### GIVEN REQUEST
Each line that holds the word "Tailwind" counts once. Give the total number of such lines and nothing else.

........

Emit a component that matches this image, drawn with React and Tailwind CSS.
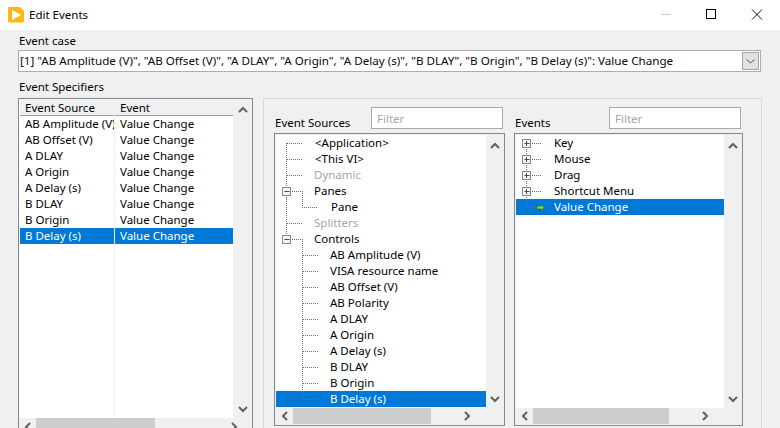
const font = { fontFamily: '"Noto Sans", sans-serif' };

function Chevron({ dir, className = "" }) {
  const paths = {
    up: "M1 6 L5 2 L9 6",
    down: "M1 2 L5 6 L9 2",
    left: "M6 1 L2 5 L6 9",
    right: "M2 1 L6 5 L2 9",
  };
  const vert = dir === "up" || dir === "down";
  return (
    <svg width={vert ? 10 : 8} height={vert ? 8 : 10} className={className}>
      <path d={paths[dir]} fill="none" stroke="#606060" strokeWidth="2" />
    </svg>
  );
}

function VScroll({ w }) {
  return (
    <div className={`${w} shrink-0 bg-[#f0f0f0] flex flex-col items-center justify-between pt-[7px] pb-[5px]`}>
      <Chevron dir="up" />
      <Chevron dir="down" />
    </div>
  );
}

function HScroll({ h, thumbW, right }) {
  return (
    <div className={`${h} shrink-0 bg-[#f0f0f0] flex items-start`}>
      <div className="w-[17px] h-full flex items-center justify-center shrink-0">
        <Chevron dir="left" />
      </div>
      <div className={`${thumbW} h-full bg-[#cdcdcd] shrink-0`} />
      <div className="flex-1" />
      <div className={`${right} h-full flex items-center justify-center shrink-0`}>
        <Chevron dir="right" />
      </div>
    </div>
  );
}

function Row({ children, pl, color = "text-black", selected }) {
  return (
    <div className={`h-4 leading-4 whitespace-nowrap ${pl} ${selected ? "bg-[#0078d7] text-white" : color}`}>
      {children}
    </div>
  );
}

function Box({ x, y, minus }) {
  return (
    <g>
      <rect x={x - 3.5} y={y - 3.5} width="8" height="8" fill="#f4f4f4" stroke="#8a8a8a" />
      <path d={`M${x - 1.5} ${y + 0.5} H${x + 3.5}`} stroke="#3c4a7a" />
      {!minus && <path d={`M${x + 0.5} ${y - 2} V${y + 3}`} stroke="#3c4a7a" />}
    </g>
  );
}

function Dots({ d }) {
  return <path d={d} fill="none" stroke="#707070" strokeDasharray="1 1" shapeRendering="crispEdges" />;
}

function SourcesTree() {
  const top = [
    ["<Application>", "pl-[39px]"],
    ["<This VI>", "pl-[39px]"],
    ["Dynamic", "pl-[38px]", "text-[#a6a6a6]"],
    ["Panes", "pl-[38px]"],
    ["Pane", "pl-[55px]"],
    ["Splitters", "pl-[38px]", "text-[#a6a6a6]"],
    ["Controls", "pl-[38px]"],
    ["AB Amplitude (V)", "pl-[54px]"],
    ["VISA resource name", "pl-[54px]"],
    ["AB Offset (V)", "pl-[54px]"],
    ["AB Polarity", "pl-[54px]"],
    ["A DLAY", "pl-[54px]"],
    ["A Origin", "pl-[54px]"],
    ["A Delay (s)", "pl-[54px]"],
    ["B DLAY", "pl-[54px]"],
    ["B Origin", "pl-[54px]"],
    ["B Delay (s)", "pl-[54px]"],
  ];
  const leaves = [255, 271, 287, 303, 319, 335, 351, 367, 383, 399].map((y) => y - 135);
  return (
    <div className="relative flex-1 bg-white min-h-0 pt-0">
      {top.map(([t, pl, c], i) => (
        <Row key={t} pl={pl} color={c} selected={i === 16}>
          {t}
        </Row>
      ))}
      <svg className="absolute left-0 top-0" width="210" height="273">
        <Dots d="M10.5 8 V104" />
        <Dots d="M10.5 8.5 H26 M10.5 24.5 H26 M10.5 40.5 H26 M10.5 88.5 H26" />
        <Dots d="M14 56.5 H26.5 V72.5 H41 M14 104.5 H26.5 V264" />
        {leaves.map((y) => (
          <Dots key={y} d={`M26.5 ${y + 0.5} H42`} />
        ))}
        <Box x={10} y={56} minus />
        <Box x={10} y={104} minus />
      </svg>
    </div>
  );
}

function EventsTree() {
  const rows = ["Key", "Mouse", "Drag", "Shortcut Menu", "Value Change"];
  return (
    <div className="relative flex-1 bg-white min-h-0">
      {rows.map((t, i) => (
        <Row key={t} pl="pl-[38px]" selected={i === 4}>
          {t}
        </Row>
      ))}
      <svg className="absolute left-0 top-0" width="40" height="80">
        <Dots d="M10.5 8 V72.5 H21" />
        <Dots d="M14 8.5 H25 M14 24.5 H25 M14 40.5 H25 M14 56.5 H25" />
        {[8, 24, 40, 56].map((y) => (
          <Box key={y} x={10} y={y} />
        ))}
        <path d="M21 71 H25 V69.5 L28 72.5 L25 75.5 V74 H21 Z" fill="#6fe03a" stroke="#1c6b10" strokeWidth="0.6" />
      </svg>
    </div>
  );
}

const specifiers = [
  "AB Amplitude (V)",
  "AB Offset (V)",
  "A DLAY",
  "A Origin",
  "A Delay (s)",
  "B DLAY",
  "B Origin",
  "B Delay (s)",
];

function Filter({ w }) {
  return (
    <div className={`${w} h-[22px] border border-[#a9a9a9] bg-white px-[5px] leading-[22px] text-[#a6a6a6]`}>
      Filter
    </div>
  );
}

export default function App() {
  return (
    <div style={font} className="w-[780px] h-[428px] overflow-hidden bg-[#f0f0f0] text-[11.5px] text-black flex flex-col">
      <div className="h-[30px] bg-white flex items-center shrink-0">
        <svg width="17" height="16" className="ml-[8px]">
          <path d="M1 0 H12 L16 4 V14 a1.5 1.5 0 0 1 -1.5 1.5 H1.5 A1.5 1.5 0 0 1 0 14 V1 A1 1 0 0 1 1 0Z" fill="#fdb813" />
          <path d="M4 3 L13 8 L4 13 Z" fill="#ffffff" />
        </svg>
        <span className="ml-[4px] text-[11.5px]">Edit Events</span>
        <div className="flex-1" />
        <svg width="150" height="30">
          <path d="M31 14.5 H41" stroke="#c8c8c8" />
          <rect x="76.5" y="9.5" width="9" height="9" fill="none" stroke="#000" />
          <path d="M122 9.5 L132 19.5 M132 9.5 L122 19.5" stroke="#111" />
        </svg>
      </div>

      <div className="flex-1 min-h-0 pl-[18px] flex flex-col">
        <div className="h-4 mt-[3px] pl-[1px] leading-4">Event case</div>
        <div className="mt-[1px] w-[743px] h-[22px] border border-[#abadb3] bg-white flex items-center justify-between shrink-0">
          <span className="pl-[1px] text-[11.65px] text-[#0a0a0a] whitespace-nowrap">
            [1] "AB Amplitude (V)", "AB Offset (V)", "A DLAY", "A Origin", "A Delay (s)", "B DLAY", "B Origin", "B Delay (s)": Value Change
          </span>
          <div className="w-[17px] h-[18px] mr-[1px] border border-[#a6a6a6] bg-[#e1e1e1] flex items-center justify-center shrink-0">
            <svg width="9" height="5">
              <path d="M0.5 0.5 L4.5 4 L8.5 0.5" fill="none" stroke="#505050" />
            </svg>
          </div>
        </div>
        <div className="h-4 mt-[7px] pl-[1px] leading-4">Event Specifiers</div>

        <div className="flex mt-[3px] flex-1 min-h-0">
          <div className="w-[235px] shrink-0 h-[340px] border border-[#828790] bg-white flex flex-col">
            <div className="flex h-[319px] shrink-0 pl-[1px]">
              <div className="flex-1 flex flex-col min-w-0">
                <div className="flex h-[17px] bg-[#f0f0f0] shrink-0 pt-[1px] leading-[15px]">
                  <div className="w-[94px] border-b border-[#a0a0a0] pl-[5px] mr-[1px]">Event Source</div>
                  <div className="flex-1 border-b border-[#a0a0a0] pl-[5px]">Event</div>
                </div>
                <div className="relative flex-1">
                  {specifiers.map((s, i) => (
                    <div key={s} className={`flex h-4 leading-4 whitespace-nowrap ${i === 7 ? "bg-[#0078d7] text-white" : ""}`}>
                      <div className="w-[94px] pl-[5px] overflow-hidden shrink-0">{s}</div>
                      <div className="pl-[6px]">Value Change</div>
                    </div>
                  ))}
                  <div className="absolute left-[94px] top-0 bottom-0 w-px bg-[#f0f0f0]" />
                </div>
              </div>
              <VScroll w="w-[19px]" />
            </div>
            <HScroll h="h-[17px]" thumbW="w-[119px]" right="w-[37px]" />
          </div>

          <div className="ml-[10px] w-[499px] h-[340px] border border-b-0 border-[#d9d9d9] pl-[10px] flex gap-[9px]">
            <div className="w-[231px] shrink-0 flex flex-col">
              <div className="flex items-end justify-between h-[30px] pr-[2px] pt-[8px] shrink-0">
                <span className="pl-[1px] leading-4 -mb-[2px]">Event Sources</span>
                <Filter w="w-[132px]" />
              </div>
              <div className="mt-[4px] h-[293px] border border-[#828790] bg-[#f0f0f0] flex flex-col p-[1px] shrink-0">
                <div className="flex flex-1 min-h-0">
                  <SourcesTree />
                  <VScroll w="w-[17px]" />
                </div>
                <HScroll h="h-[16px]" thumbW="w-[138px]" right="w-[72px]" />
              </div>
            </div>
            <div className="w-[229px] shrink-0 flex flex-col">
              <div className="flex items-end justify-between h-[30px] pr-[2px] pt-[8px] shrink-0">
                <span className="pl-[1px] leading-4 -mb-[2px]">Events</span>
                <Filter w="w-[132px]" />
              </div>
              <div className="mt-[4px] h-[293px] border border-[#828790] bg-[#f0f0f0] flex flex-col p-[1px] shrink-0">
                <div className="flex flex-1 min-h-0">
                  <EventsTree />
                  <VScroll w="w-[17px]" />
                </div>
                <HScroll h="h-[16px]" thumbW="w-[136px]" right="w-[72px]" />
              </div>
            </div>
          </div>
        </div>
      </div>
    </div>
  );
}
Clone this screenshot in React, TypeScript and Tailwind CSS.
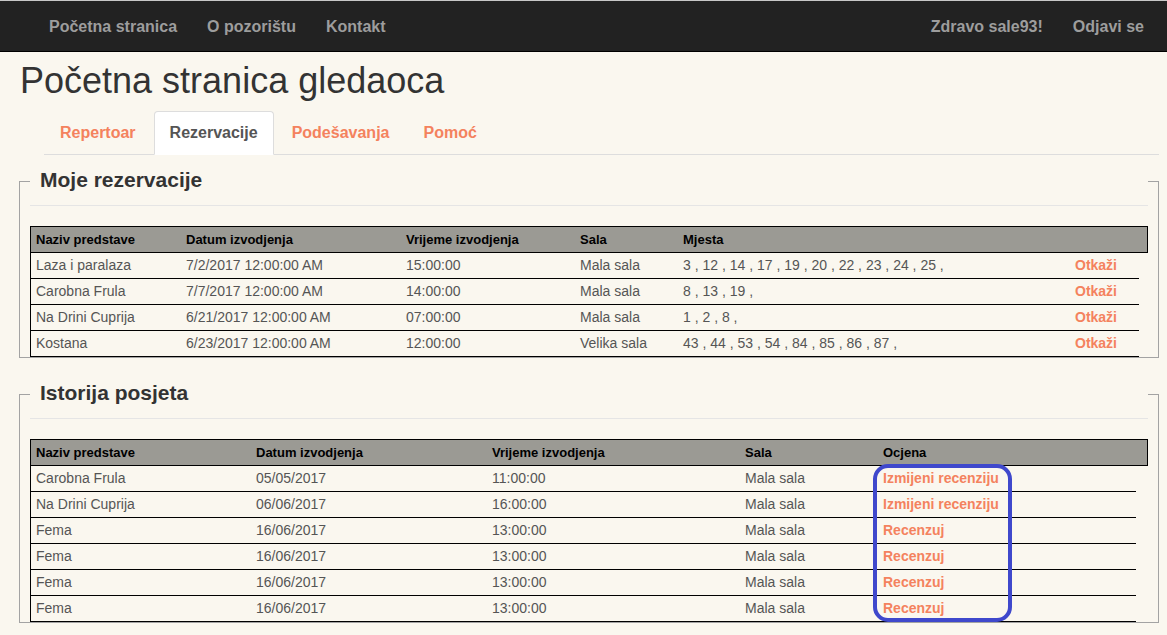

........

### EXPECTED ANSWER
2